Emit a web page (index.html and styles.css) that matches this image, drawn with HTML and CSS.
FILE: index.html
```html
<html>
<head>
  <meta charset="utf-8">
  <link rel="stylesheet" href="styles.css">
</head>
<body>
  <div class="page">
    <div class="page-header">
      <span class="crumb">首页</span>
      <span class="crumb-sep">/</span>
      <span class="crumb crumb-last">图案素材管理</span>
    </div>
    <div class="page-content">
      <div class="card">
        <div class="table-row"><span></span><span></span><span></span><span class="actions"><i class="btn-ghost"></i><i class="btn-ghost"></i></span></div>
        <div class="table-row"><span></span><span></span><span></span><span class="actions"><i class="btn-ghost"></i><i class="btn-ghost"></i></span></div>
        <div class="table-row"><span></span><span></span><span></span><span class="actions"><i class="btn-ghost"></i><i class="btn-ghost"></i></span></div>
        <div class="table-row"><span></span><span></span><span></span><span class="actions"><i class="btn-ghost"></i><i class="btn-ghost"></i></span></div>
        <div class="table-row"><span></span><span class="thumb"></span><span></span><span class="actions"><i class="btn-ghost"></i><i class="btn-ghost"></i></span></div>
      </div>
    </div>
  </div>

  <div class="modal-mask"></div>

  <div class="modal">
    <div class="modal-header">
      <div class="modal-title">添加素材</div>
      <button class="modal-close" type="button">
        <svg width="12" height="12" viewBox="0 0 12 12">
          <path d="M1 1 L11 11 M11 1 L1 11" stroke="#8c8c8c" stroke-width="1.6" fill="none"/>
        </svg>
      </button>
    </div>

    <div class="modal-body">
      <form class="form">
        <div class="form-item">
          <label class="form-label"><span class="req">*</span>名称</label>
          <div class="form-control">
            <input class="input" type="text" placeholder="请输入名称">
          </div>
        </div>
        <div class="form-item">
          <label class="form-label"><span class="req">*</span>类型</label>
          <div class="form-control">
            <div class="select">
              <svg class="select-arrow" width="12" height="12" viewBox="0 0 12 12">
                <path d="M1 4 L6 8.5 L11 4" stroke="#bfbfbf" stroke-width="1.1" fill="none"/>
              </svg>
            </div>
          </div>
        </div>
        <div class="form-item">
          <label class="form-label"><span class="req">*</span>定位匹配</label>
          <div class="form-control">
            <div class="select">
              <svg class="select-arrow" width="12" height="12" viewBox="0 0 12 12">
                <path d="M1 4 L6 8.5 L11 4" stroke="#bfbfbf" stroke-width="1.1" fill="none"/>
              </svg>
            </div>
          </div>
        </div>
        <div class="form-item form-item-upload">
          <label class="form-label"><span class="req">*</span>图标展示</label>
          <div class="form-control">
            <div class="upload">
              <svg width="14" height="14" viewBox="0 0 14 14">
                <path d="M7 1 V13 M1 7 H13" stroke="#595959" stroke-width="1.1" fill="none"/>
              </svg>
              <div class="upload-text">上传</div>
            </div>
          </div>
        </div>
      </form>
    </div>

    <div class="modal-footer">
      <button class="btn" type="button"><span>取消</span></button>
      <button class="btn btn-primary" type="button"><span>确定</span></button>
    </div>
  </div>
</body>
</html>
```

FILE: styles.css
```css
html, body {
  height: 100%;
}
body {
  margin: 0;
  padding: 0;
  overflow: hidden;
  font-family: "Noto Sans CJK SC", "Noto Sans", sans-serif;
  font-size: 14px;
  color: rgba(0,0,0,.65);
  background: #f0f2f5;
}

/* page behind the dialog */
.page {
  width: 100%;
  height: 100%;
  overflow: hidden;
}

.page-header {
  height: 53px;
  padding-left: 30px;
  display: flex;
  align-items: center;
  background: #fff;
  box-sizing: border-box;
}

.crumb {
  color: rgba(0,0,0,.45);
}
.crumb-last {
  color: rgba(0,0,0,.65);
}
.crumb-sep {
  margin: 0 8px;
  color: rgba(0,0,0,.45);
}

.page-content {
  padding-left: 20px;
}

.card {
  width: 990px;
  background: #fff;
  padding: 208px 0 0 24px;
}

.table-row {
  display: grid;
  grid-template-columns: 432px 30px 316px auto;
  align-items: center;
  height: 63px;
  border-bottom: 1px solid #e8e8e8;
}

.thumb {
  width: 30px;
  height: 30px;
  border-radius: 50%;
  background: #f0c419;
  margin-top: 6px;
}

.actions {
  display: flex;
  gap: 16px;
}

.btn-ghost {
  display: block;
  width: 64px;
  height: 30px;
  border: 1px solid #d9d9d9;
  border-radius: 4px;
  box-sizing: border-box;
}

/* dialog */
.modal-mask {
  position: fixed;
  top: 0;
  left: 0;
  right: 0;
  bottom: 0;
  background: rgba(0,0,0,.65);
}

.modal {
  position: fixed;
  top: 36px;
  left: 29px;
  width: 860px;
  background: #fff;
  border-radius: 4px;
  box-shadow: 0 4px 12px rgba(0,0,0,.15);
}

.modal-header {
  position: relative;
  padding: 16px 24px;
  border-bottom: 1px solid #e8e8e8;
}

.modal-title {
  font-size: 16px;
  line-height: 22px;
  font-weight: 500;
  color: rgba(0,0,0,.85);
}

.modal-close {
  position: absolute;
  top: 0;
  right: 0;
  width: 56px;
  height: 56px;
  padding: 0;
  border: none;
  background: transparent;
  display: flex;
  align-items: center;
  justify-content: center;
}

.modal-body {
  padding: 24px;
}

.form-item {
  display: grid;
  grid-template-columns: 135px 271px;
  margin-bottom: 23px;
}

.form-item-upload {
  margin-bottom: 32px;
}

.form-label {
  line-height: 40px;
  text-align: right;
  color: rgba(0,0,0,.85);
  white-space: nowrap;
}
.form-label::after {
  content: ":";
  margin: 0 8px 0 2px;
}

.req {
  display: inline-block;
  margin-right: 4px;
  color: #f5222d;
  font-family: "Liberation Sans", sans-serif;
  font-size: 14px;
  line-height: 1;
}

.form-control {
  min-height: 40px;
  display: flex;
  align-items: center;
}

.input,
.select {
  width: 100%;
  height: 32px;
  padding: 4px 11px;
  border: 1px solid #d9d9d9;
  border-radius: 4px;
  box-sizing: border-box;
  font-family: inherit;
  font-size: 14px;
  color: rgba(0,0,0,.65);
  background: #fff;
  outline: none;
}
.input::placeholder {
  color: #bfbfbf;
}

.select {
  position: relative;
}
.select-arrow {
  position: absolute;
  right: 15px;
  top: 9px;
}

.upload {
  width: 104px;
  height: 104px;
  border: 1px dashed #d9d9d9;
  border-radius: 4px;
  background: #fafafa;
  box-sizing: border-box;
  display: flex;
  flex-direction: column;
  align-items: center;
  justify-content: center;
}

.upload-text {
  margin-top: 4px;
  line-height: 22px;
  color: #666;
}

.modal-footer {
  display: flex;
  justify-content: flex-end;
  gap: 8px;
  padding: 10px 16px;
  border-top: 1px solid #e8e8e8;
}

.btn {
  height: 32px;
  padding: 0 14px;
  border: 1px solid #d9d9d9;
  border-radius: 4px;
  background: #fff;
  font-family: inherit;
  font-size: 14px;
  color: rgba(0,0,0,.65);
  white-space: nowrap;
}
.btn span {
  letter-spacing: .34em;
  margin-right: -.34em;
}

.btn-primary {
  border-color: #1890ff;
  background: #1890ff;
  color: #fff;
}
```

TASK INSTRUCTIONS –
Restate the data above exactly, keeping each word as it stands.

FINISHED ANSWER –
Emit a web page (index.html and styles.css) that matches this image, drawn with HTML and CSS.
FILE: index.html
```html
<html>
<head>
  <meta charset="utf-8">
  <link rel="stylesheet" href="styles.css">
</head>
<body>
  <div class="page">
    <div class="page-header">
      <span class="crumb">首页</span>
      <span class="crumb-sep">/</span>
      <span class="crumb crumb-last">图案素材管理</span>
    </div>
    <div class="page-content">
      <div class="card">
        <div class="table-row"><span></span><span></span><span></span><span class="actions"><i class="btn-ghost"></i><i class="btn-ghost"></i></span></div>
        <div class="table-row"><span></span><span></span><span></span><span class="actions"><i class="btn-ghost"></i><i class="btn-ghost"></i></span></div>
        <div class="table-row"><span></span><span></span><span></span><span class="actions"><i class="btn-ghost"></i><i class="btn-ghost"></i></span></div>
        <div class="table-row"><span></span><span></span><span></span><span class="actions"><i class="btn-ghost"></i><i class="btn-ghost"></i></span></div>
        <div class="table-row"><span></span><span class="thumb"></span><span></span><span class="actions"><i class="btn-ghost"></i><i class="btn-ghost"></i></span></div>
      </div>
    </div>
  </div>

  <div class="modal-mask"></div>

  <div class="modal">
    <div class="modal-header">
      <div class="modal-title">添加素材</div>
      <button class="modal-close" type="button">
        <svg width="12" height="12" viewBox="0 0 12 12">
          <path d="M1 1 L11 11 M11 1 L1 11" stroke="#8c8c8c" stroke-width="1.6" fill="none"/>
        </svg>
      </button>
    </div>

    <div class="modal-body">
      <form class="form">
        <div class="form-item">
          <label class="form-label"><span class="req">*</span>名称</label>
          <div class="form-control">
            <input class="input" type="text" placeholder="请输入名称">
          </div>
        </div>
        <div class="form-item">
          <label class="form-label"><span class="req">*</span>类型</label>
          <div class="form-control">
            <div class="select">
              <svg class="select-arrow" width="12" height="12" viewBox="0 0 12 12">
                <path d="M1 4 L6 8.5 L11 4" stroke="#bfbfbf" stroke-width="1.1" fill="none"/>
              </svg>
            </div>
          </div>
        </div>
        <div class="form-item">
          <label class="form-label"><span class="req">*</span>定位匹配</label>
          <div class="form-control">
            <div class="select">
              <svg class="select-arrow" width="12" height="12" viewBox="0 0 12 12">
                <path d="M1 4 L6 8.5 L11 4" stroke="#bfbfbf" stroke-width="1.1" fill="none"/>
              </svg>
            </div>
          </div>
        </div>
        <div class="form-item form-item-upload">
          <label class="form-label"><span class="req">*</span>图标展示</label>
          <div class="form-control">
            <div class="upload">
              <svg width="14" height="14" viewBox="0 0 14 14">
                <path d="M7 1 V13 M1 7 H13" stroke="#595959" stroke-width="1.1" fill="none"/>
              </svg>
              <div class="upload-text">上传</div>
            </div>
          </div>
        </div>
      </form>
    </div>

    <div class="modal-footer">
      <button class="btn" type="button"><span>取消</span></button>
      <button class="btn btn-primary" type="button"><span>确定</span></button>
    </div>
  </div>
</body>
</html>
```

FILE: styles.css
```css
html, body {
  height: 100%;
}
body {
  margin: 0;
  padding: 0;
  overflow: hidden;
  font-family: "Noto Sans CJK SC", "Noto Sans", sans-serif;
  font-size: 14px;
  color: rgba(0,0,0,.65);
  background: #f0f2f5;
}

/* page behind the dialog */
.page {
  width: 100%;
  height: 100%;
  overflow: hidden;
}

.page-header {
  height: 53px;
  padding-left: 30px;
  display: flex;
  align-items: center;
  background: #fff;
  box-sizing: border-box;
}

.crumb {
  color: rgba(0,0,0,.45);
}
.crumb-last {
  color: rgba(0,0,0,.65);
}
.crumb-sep {
  margin: 0 8px;
  color: rgba(0,0,0,.45);
}

.page-content {
  padding-left: 20px;
}

.card {
  width: 990px;
  background: #fff;
  padding: 208px 0 0 24px;
}

.table-row {
  display: grid;
  grid-template-columns: 432px 30px 316px auto;
  align-items: center;
  height: 63px;
  border-bottom: 1px solid #e8e8e8;
}

.thumb {
  width: 30px;
  height: 30px;
  border-radius: 50%;
  background: #f0c419;
  margin-top: 6px;
}

.actions {
  display: flex;
  gap: 16px;
}

.btn-ghost {
  display: block;
  width: 64px;
  height: 30px;
  border: 1px solid #d9d9d9;
  border-radius: 4px;
  box-sizing: border-box;
}

/* dialog */
.modal-mask {
  position: fixed;
  top: 0;
  left: 0;
  right: 0;
  bottom: 0;
  background: rgba(0,0,0,.65);
}

.modal {
  position: fixed;
  top: 36px;
  left: 29px;
  width: 860px;
  background: #fff;
  border-radius: 4px;
  box-shadow: 0 4px 12px rgba(0,0,0,.15);
}

.modal-header {
  position: relative;
  padding: 16px 24px;
  border-bottom: 1px solid #e8e8e8;
}

.modal-title {
  font-size: 16px;
  line-height: 22px;
  font-weight: 500;
  color: rgba(0,0,0,.85);
}

.modal-close {
  position: absolute;
  top: 0;
  right: 0;
  width: 56px;
  height: 56px;
  padding: 0;
  border: none;
  background: transparent;
  display: flex;
  align-items: center;
  justify-content: center;
}

.modal-body {
  padding: 24px;
}

.form-item {
  display: grid;
  grid-template-columns: 135px 271px;
  margin-bottom: 23px;
}

.form-item-upload {
  margin-bottom: 32px;
}

.form-label {
  line-height: 40px;
  text-align: right;
  color: rgba(0,0,0,.85);
  white-space: nowrap;
}
.form-label::after {
  content: ":";
  margin: 0 8px 0 2px;
}

.req {
  display: inline-block;
  margin-right: 4px;
  color: #f5222d;
  font-family: "Liberation Sans", sans-serif;
  font-size: 14px;
  line-height: 1;
}

.form-control {
  min-height: 40px;
  display: flex;
  align-items: center;
}

.input,
.select {
  width: 100%;
  height: 32px;
  padding: 4px 11px;
  border: 1px solid #d9d9d9;
  border-radius: 4px;
  box-sizing: border-box;
  font-family: inherit;
  font-size: 14px;
  color: rgba(0,0,0,.65);
  background: #fff;
  outline: none;
}
.input::placeholder {
  color: #bfbfbf;
}

.select {
  position: relative;
}
.select-arrow {
  position: absolute;
  right: 15px;
  top: 9px;
}

.upload {
  width: 104px;
  height: 104px;
  border: 1px dashed #d9d9d9;
  border-radius: 4px;
  background: #fafafa;
  box-sizing: border-box;
  display: flex;
  flex-direction: column;
  align-items: center;
  justify-content: center;
}

.upload-text {
  margin-top: 4px;
  line-height: 22px;
  color: #666;
}

.modal-footer {
  display: flex;
  justify-content: flex-end;
  gap: 8px;
  padding: 10px 16px;
  border-top: 1px solid #e8e8e8;
}

.btn {
  height: 32px;
  padding: 0 14px;
  border: 1px solid #d9d9d9;
  border-radius: 4px;
  background: #fff;
  font-family: inherit;
  font-size: 14px;
  color: rgba(0,0,0,.65);
  white-space: nowrap;
}
.btn span {
  letter-spacing: .34em;
  margin-right: -.34em;
}

.btn-primary {
  border-color: #1890ff;
  background: #1890ff;
  color: #fff;
}
```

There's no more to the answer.